Starting at the first line of the listing below, repeat each line up to and including the one containing "const tabs = ['Maps', 'Future". Leave out pictures.
════════════════════
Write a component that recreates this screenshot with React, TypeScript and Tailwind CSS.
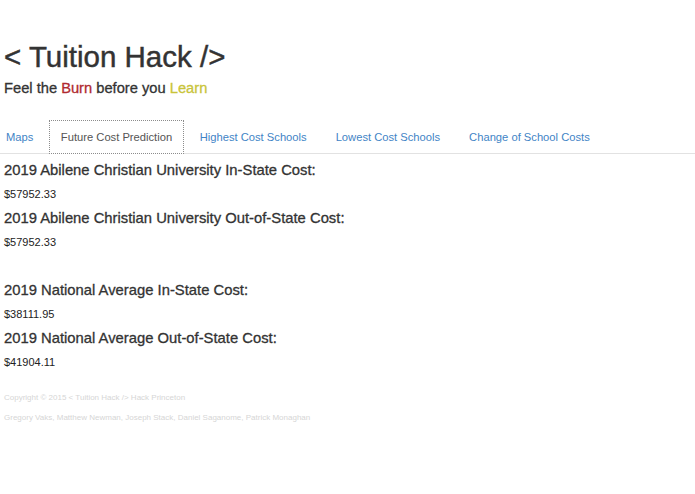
import React from 'react';

const tabs = ['Maps', 'Future Cost Prediction', 'Highest Cost Schools', 'Lowest Cost Schools', 'Change of School Costs'];

const rows: { label: string; value: string; gap?: boolean }[] = [
  { label: '2019 Abilene Christian University In-State Cost:', value: '$57952.33' },
  { label: '2019 Abilene Christian University Out-of-State Cost:', value: '$57952.33' },
  { label: '2019 National Average In-State Cost:', value: '$38111.95', gap: true },
  { label: '2019 National Average Out-of-State Cost:', value: '$41904.11' },
];

export default function App() {
  const active = 1;
  return (
    <div className="min-h-[494px] w-full overflow-hidden bg-white pl-[4px] text-[#333] [font-family:'Liberation_Sans',Arial,sans-serif]">
      <h1 className="pt-[40px] text-[29.5px] leading-[33px] font-normal text-[#333] [-webkit-text-stroke:0.45px_currentColor]">&lt; Tuition Hack /&gt;</h1>
      <h4 className="mt-[7px] text-[14.7px] leading-[16px] font-normal text-[#333] [-webkit-text-stroke:0.3px_currentColor]">
        Feel the <span className="text-[#b02a30]">Burn</span> before you <span className="text-[#c9c43a]">Learn</span>
      </h4>

      <ul className="-ml-[11.5px] mt-[24px] flex border-b border-[#e2e2e2]">
        {tabs.map((t, i) => (
          <li key={t} className="-mb-px mr-[2px]">
            <a
              className={
                i === active
                  ? 'block border border-dotted border-[#8c8c8c] bg-white px-[11px] py-[8px] text-[11.2px] leading-[16px] text-[#555]'
                  : 'block border border-transparent px-[12.5px] py-[8px] text-[11.2px] leading-[16px] text-[#3f84c6]'
              }
            >
              {t}
            </a>
          </li>
        ))}
      </ul>

      <div className="mt-[4px]">
        {rows.map((r) => (
          <div key={r.label} className={r.gap ? 'mt-[24px]' : ''}>
            <h4 className="text-[14.8px] leading-[24px] font-normal text-[#333] [-webkit-text-stroke:0.3px_currentColor]">{r.label}</h4>
            <p className="text-[11px] leading-[24px] text-[#222]">{r.value}</p>
          </div>
        ))}
      </div>

      <footer className="mt-[14px] text-[8px] leading-[20px] text-[#d6d6d6]">
        <p>Copyright © 2015 &lt; Tuition Hack /&gt; Hack Princeton</p>
        <p>Gregory Vaks, Matthew Newman, Joseph Stack, Daniel Saganome, Patrick Monaghan</p>
      </footer>
    </div>
  );
}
════════════════════
Final answer:
Write a component that recreates this screenshot with React, TypeScript and Tailwind CSS.
import React from 'react';

const tabs = ['Maps', 'Future Cost Prediction', 'Highest Cost Schools', 'Lowest Cost Schools', 'Change of School Costs'];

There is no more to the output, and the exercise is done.